Retype the data exactly, from its first line to the line containing "export default App;", including both, and skip any picture.

Begin

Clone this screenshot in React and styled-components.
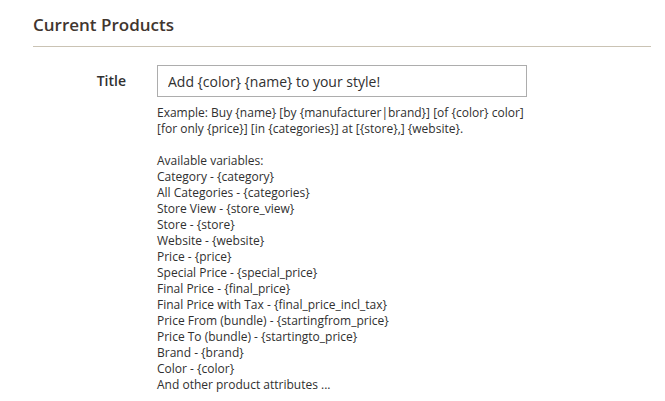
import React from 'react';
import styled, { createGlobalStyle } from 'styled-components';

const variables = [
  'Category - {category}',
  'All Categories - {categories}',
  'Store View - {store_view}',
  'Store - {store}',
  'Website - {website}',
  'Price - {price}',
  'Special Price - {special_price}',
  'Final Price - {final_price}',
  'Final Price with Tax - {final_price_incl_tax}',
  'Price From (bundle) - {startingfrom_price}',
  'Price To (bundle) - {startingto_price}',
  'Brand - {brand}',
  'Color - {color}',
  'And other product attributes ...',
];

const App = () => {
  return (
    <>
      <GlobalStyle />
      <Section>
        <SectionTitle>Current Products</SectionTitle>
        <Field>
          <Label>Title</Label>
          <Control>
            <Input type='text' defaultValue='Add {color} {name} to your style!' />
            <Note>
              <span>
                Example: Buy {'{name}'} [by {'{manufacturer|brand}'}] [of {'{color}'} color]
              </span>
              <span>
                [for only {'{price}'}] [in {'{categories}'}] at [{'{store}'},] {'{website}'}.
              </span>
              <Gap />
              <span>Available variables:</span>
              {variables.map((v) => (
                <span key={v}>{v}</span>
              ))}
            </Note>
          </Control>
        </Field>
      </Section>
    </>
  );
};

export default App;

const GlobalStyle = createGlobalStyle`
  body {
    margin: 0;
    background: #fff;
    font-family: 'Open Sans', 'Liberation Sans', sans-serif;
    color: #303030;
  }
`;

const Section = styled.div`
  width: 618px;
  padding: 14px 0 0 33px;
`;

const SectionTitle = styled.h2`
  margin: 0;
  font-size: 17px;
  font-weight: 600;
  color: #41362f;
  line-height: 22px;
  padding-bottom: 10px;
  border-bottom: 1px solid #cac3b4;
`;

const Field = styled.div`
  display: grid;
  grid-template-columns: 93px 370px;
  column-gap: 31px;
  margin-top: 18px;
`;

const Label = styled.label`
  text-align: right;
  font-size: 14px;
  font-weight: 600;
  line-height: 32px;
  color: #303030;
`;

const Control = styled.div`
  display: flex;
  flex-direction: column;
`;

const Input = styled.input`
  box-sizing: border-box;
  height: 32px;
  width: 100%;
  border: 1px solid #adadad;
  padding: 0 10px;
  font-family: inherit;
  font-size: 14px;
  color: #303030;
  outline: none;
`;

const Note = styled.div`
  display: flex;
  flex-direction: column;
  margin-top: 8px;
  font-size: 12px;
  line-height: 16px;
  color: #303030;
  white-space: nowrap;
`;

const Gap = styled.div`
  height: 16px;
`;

End

▶ [Final result]
Clone this screenshot in React and styled-components.
import React from 'react';
import styled, { createGlobalStyle } from 'styled-components';

const variables = [
  'Category - {category}',
  'All Categories - {categories}',
  'Store View - {store_view}',
  'Store - {store}',
  'Website - {website}',
  'Price - {price}',
  'Special Price - {special_price}',
  'Final Price - {final_price}',
  'Final Price with Tax - {final_price_incl_tax}',
  'Price From (bundle) - {startingfrom_price}',
  'Price To (bundle) - {startingto_price}',
  'Brand - {brand}',
  'Color - {color}',
  'And other product attributes ...',
];

const App = () => {
  return (
    <>
      <GlobalStyle />
      <Section>
        <SectionTitle>Current Products</SectionTitle>
        <Field>
          <Label>Title</Label>
          <Control>
            <Input type='text' defaultValue='Add {color} {name} to your style!' />
            <Note>
              <span>
                Example: Buy {'{name}'} [by {'{manufacturer|brand}'}] [of {'{color}'} color]
              </span>
              <span>
                [for only {'{price}'}] [in {'{categories}'}] at [{'{store}'},] {'{website}'}.
              </span>
              <Gap />
              <span>Available variables:</span>
              {variables.map((v) => (
                <span key={v}>{v}</span>
              ))}
            </Note>
          </Control>
        </Field>
      </Section>
    </>
  );
};

export default App;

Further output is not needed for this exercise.